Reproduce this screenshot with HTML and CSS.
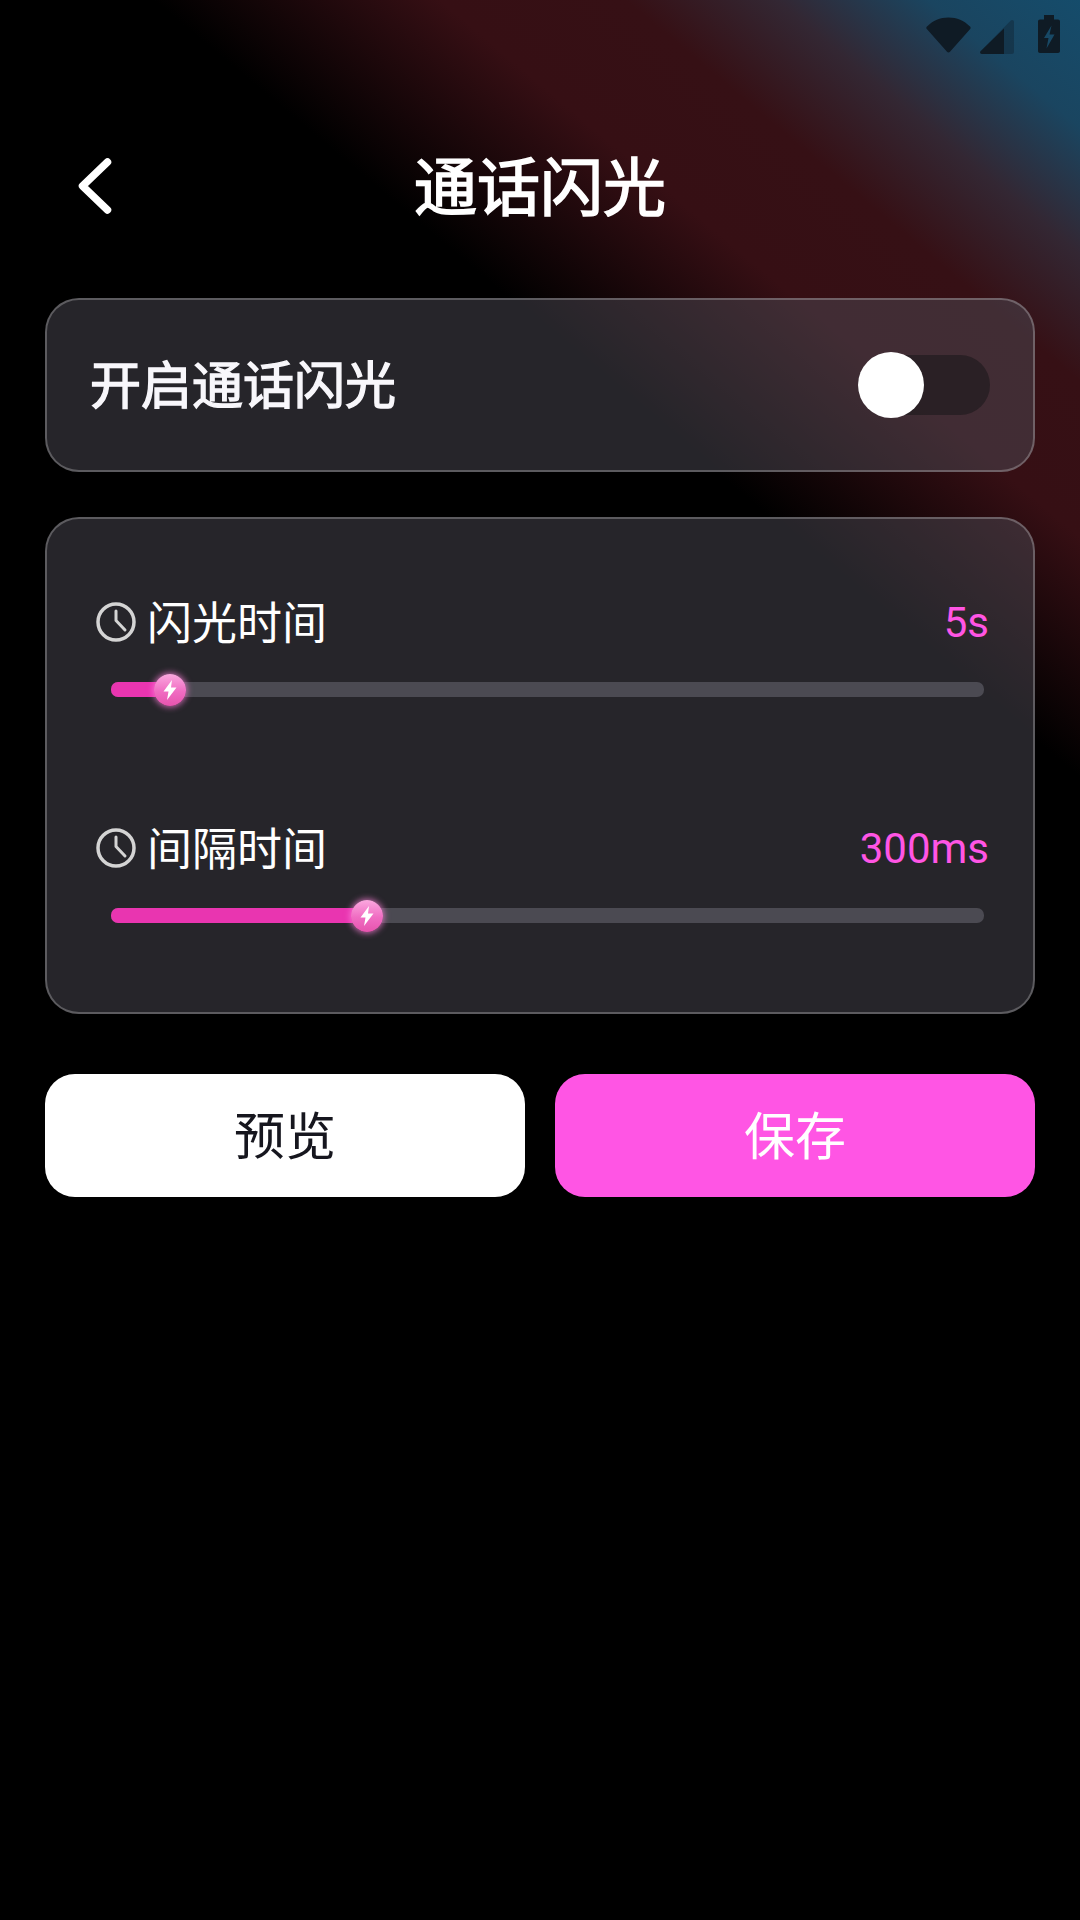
FILE: index.html
```html
<!DOCTYPE html>
<html lang="zh-CN">
<head>
    <meta charset="UTF-8">
    <meta name="viewport" content="width=device-width, initial-scale=1.0">
    <title>通话闪光</title>
    <link rel="stylesheet" href="styles.css">
</head>
<body>

    <div class="status-bar">
        <svg class="icon-wifi" width="45" height="36" viewBox="0 0 45 36">
            <path d="M1 9.500C7 3.500 14 0.500 22.500 0.500S38 3.500 44 9.500C44.800 10.300 44.800 11.200 44.200 12L24 34.800C23.100 35.700 21.900 35.700 21 34.800L0.800 12C0.200 11.200 0.200 10.300 1 9.500Z"/>
        </svg>
        <svg class="icon-signal" width="34" height="34" viewBox="0 0 34 34">
            <path d="M32 0C33.200 0 34 .8 34 2V32C34 33.200 33.200 34 32 34H2C.4 34-.4 32.400.6 31.200L30.600.7C31 .3 31.500 0 32 0Z" opacity=".35"/>
            <path d="M24 8.400V34H2C.4 34-.4 32.400.6 31.200Z"/>
        </svg>
        <svg class="icon-battery" width="22" height="38" viewBox="0 0 22 38">
            <path fill-rule="evenodd" d="M6 0H16V4.500H20C21.200 4.500 22 5.300 22 6.500V36C22 37.200 21.200 38 20 38H2C.8 38 0 37.200 0 36V6.500C0 5.300.8 4.500 2 4.500H6ZM13.500 10.500L6 23H10.500L8.500 33.500L16.500 19.500H11.500Z"/>
        </svg>
    </div>

    <header class="header">
        <svg class="back" width="36" height="60" viewBox="0 0 36 60">
            <path d="M30.500 6L5.500 30L30.500 54"/>
        </svg>
        <h1>通话闪光</h1>
    </header>

    <main class="container">
        <section class="card card-switch">
            <span class="switch-label">开启通话闪光</span>
            <div class="switch">
                <div class="switch-knob"></div>
            </div>
        </section>

        <section class="card card-sliders">
            <div class="setting">
                <div class="setting-head">
                    <svg class="clock" width="40" height="40" viewBox="0 0 40 40">
                        <circle cx="20" cy="20" r="18"/>
                        <path d="M20 9V18.500L29 28"/>
                    </svg>
                    <span class="setting-name">闪光时间</span>
                    <span class="setting-value">5s</span>
                </div>
                <div class="slider">
                    <div class="slider-fill" style="width: 59px">
                        <div class="slider-thumb">
                            <svg width="14" height="20" viewBox="0 0 14 20">
                                <path d="M9 0L0.500 11.500H5.500L4 20L13.500 7.500H8Z"/>
                            </svg>
                        </div>
                    </div>
                </div>
            </div>

            <div class="setting">
                <div class="setting-head">
                    <svg class="clock" width="40" height="40" viewBox="0 0 40 40">
                        <circle cx="20" cy="20" r="18"/>
                        <path d="M20 9V18.500L29 28"/>
                    </svg>
                    <span class="setting-name">间隔时间</span>
                    <span class="setting-value">300ms</span>
                </div>
                <div class="slider">
                    <div class="slider-fill" style="width: 256px">
                        <div class="slider-thumb">
                            <svg width="14" height="20" viewBox="0 0 14 20">
                                <path d="M9 0L0.500 11.500H5.500L4 20L13.500 7.500H8Z"/>
                            </svg>
                        </div>
                    </div>
                </div>
            </div>
        </section>

        <div class="actions">
            <button class="btn btn-preview">预览</button>
            <button class="btn btn-save">保存</button>
        </div>
    </main>

</body>
</html>
```

FILE: styles.css
```css
:root {
    --accent-color: #ff55e4;
    --fill-color: #e935b0;
    --track-color: #4b4a52;
    --text-color: #ffffff;
    --status-color: #0f1b25;
    --font-stack: 'Noto Sans CJK SC', 'Noto Sans', sans-serif;
}

* {
    box-sizing: border-box;
    margin: 0;
    padding: 0;
}

body {
    width: 1080px;
    height: 1920px;
    overflow: hidden;
    font-family: var(--font-stack);
    color: var(--text-color);
    background-color: #000;
    background-image: linear-gradient(40deg, #000 72.5%, #280b0f 78.8%, #360f14 81%, #361015 86.5%, #332733 91%, #1a4560 95.5%, #154c6b 100%);
}

.status-bar {
    height: 70px;
    padding: 15px 20px 0 0;
    display: flex;
    justify-content: flex-end;
    fill: var(--status-color);
}

.icon-wifi {
    margin-top: 2px;
}

.icon-signal {
    margin: 5px 0 0 9px;
}

.icon-battery {
    margin-left: 24px;
}

.header {
    height: 116px;
    margin-top: 58px;
    position: relative;
    display: flex;
    justify-content: center;
    align-items: center;
}

/* only regular and bold are installed, the stroke gives the medium weight */
.header h1 {
    font-size: 63px;
    font-weight: 400;
    -webkit-text-stroke: 1.6px currentColor;
    line-height: 1;
    margin-top: -7px;
}

.back {
    position: absolute;
    left: 77px;
    top: 28px;
    fill: none;
    stroke: var(--text-color);
    stroke-width: 7.500;
    stroke-linecap: round;
    stroke-linejoin: round;
}

.container {
    padding: 54px 45px 0;
}

.card {
    border: 2px solid rgba(255, 255, 255, 0.25);
    border-radius: 34px;
    background-color: rgba(76, 74, 84, 0.5);
}

.card-switch {
    height: 174px;
    padding: 0 43px 0 43px;
    display: flex;
    justify-content: space-between;
    align-items: center;
}

.switch-label {
    font-size: 51px;
    font-weight: 400;
    -webkit-text-stroke: 1.4px currentColor;
    line-height: 60px;
    margin-top: -6px;
    color: #f8f7fb;
}

.switch {
    position: relative;
    width: 132px;
    height: 60px;
    border-radius: 30px;
    background-color: rgba(20, 20, 22, 0.5);
}

.switch-knob {
    position: absolute;
    left: 0;
    top: -3px;
    width: 66px;
    height: 66px;
    border-radius: 50%;
    background-color: #fff;
}

.card-sliders {
    height: 497px;
    margin-top: 45px;
    padding: 73px 44px 0 49px;
}

.setting {
    height: 226px;
}

.setting-head {
    height: 60px;
    display: flex;
    align-items: center;
}

.clock {
    fill: none;
    stroke: #d4d4d4;
    stroke-width: 3.500;
    stroke-linecap: round;
    stroke-linejoin: round;
}

.clock path {
    stroke-width: 3;
}

.setting-name {
    margin-left: 11px;
    margin-top: -2px;
    font-size: 45px;
    line-height: 60px;
    flex: 1;
}

.setting-value {
    margin-top: 2px;
    font-family: 'Roboto', sans-serif;
    font-size: 42px;
    line-height: 60px;
    color: var(--accent-color);
}

.slider {
    height: 15px;
    margin: 30px 5px 0 15px;
    border-radius: 7px;
    background-color: var(--track-color);
}

.slider-fill {
    position: relative;
    height: 100%;
    border-radius: 7px 0 0 7px;
    background-color: var(--fill-color);
}

.slider-thumb {
    position: absolute;
    right: -16px;
    top: -8px;
    width: 32px;
    height: 32px;
    border-radius: 50%;
    display: flex;
    justify-content: center;
    align-items: center;
    fill: #fff;
    background-image: linear-gradient(180deg, #fba8df 0%, #f06cc2 55%, #e654ae 100%);
    box-shadow: 0 0 6px 1px rgba(255, 130, 220, 0.75);
}

.actions {
    margin-top: 60px;
    display: flex;
    gap: 30px;
}

.btn {
    flex: 1;
    height: 123px;
    padding-bottom: 6px;
    border: none;
    border-radius: 30px;
    font-family: var(--font-stack);
    font-size: 51px;
    font-weight: 400;
}

.btn-preview {
    background-color: #fff;
    color: #16161e;
}

.btn-save {
    background-color: var(--accent-color);
    color: #fff;
}
```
= = = = = = =
Write out again every line above exactly as given; the pictures do not belong in the copy.

ANSWER BELOW
Reproduce this screenshot with HTML and CSS.
FILE: index.html
```html
<!DOCTYPE html>
<html lang="zh-CN">
<head>
    <meta charset="UTF-8">
    <meta name="viewport" content="width=device-width, initial-scale=1.0">
    <title>通话闪光</title>
    <link rel="stylesheet" href="styles.css">
</head>
<body>

    <div class="status-bar">
        <svg class="icon-wifi" width="45" height="36" viewBox="0 0 45 36">
            <path d="M1 9.500C7 3.500 14 0.500 22.500 0.500S38 3.500 44 9.500C44.800 10.300 44.800 11.200 44.200 12L24 34.800C23.100 35.700 21.900 35.700 21 34.800L0.800 12C0.200 11.200 0.200 10.300 1 9.500Z"/>
        </svg>
        <svg class="icon-signal" width="34" height="34" viewBox="0 0 34 34">
            <path d="M32 0C33.200 0 34 .8 34 2V32C34 33.200 33.200 34 32 34H2C.4 34-.4 32.400.6 31.200L30.600.7C31 .3 31.500 0 32 0Z" opacity=".35"/>
            <path d="M24 8.400V34H2C.4 34-.4 32.400.6 31.200Z"/>
        </svg>
        <svg class="icon-battery" width="22" height="38" viewBox="0 0 22 38">
            <path fill-rule="evenodd" d="M6 0H16V4.500H20C21.200 4.500 22 5.300 22 6.500V36C22 37.200 21.200 38 20 38H2C.8 38 0 37.200 0 36V6.500C0 5.300.8 4.500 2 4.500H6ZM13.500 10.500L6 23H10.500L8.500 33.500L16.500 19.500H11.500Z"/>
        </svg>
    </div>

    <header class="header">
        <svg class="back" width="36" height="60" viewBox="0 0 36 60">
            <path d="M30.500 6L5.500 30L30.500 54"/>
        </svg>
        <h1>通话闪光</h1>
    </header>

    <main class="container">
        <section class="card card-switch">
            <span class="switch-label">开启通话闪光</span>
            <div class="switch">
                <div class="switch-knob"></div>
            </div>
        </section>

        <section class="card card-sliders">
            <div class="setting">
                <div class="setting-head">
                    <svg class="clock" width="40" height="40" viewBox="0 0 40 40">
                        <circle cx="20" cy="20" r="18"/>
                        <path d="M20 9V18.500L29 28"/>
                    </svg>
                    <span class="setting-name">闪光时间</span>
                    <span class="setting-value">5s</span>
                </div>
                <div class="slider">
                    <div class="slider-fill" style="width: 59px">
                        <div class="slider-thumb">
                            <svg width="14" height="20" viewBox="0 0 14 20">
                                <path d="M9 0L0.500 11.500H5.500L4 20L13.500 7.500H8Z"/>
                            </svg>
                        </div>
                    </div>
                </div>
            </div>

            <div class="setting">
                <div class="setting-head">
                    <svg class="clock" width="40" height="40" viewBox="0 0 40 40">
                        <circle cx="20" cy="20" r="18"/>
                        <path d="M20 9V18.500L29 28"/>
                    </svg>
                    <span class="setting-name">间隔时间</span>
                    <span class="setting-value">300ms</span>
                </div>
                <div class="slider">
                    <div class="slider-fill" style="width: 256px">
                        <div class="slider-thumb">
                            <svg width="14" height="20" viewBox="0 0 14 20">
                                <path d="M9 0L0.500 11.500H5.500L4 20L13.500 7.500H8Z"/>
                            </svg>
                        </div>
                    </div>
                </div>
            </div>
        </section>

        <div class="actions">
            <button class="btn btn-preview">预览</button>
            <button class="btn btn-save">保存</button>
        </div>
    </main>

</body>
</html>
```

FILE: styles.css
```css
:root {
    --accent-color: #ff55e4;
    --fill-color: #e935b0;
    --track-color: #4b4a52;
    --text-color: #ffffff;
    --status-color: #0f1b25;
    --font-stack: 'Noto Sans CJK SC', 'Noto Sans', sans-serif;
}

* {
    box-sizing: border-box;
    margin: 0;
    padding: 0;
}

body {
    width: 1080px;
    height: 1920px;
    overflow: hidden;
    font-family: var(--font-stack);
    color: var(--text-color);
    background-color: #000;
    background-image: linear-gradient(40deg, #000 72.5%, #280b0f 78.8%, #360f14 81%, #361015 86.5%, #332733 91%, #1a4560 95.5%, #154c6b 100%);
}

.status-bar {
    height: 70px;
    padding: 15px 20px 0 0;
    display: flex;
    justify-content: flex-end;
    fill: var(--status-color);
}

.icon-wifi {
    margin-top: 2px;
}

.icon-signal {
    margin: 5px 0 0 9px;
}

.icon-battery {
    margin-left: 24px;
}

.header {
    height: 116px;
    margin-top: 58px;
    position: relative;
    display: flex;
    justify-content: center;
    align-items: center;
}

/* only regular and bold are installed, the stroke gives the medium weight */
.header h1 {
    font-size: 63px;
    font-weight: 400;
    -webkit-text-stroke: 1.6px currentColor;
    line-height: 1;
    margin-top: -7px;
}

.back {
    position: absolute;
    left: 77px;
    top: 28px;
    fill: none;
    stroke: var(--text-color);
    stroke-width: 7.500;
    stroke-linecap: round;
    stroke-linejoin: round;
}

.container {
    padding: 54px 45px 0;
}

.card {
    border: 2px solid rgba(255, 255, 255, 0.25);
    border-radius: 34px;
    background-color: rgba(76, 74, 84, 0.5);
}

.card-switch {
    height: 174px;
    padding: 0 43px 0 43px;
    display: flex;
    justify-content: space-between;
    align-items: center;
}

.switch-label {
    font-size: 51px;
    font-weight: 400;
    -webkit-text-stroke: 1.4px currentColor;
    line-height: 60px;
    margin-top: -6px;
    color: #f8f7fb;
}

.switch {
    position: relative;
    width: 132px;
    height: 60px;
    border-radius: 30px;
    background-color: rgba(20, 20, 22, 0.5);
}

.switch-knob {
    position: absolute;
    left: 0;
    top: -3px;
    width: 66px;
    height: 66px;
    border-radius: 50%;
    background-color: #fff;
}

.card-sliders {
    height: 497px;
    margin-top: 45px;
    padding: 73px 44px 0 49px;
}

.setting {
    height: 226px;
}

.setting-head {
    height: 60px;
    display: flex;
    align-items: center;
}

.clock {
    fill: none;
    stroke: #d4d4d4;
    stroke-width: 3.500;
    stroke-linecap: round;
    stroke-linejoin: round;
}

.clock path {
    stroke-width: 3;
}

.setting-name {
    margin-left: 11px;
    margin-top: -2px;
    font-size: 45px;
    line-height: 60px;
    flex: 1;
}

.setting-value {
    margin-top: 2px;
    font-family: 'Roboto', sans-serif;
    font-size: 42px;
    line-height: 60px;
    color: var(--accent-color);
}

.slider {
    height: 15px;
    margin: 30px 5px 0 15px;
    border-radius: 7px;
    background-color: var(--track-color);
}

.slider-fill {
    position: relative;
    height: 100%;
    border-radius: 7px 0 0 7px;
    background-color: var(--fill-color);
}

.slider-thumb {
    position: absolute;
    right: -16px;
    top: -8px;
    width: 32px;
    height: 32px;
    border-radius: 50%;
    display: flex;
    justify-content: center;
    align-items: center;
    fill: #fff;
    background-image: linear-gradient(180deg, #fba8df 0%, #f06cc2 55%, #e654ae 100%);
    box-shadow: 0 0 6px 1px rgba(255, 130, 220, 0.75);
}

.actions {
    margin-top: 60px;
    display: flex;
    gap: 30px;
}

.btn {
    flex: 1;
    height: 123px;
    padding-bottom: 6px;
    border: none;
    border-radius: 30px;
    font-family: var(--font-stack);
    font-size: 51px;
    font-weight: 400;
}

.btn-preview {
    background-color: #fff;
    color: #16161e;
}

.btn-save {
    background-color: var(--accent-color);
    color: #fff;
}
```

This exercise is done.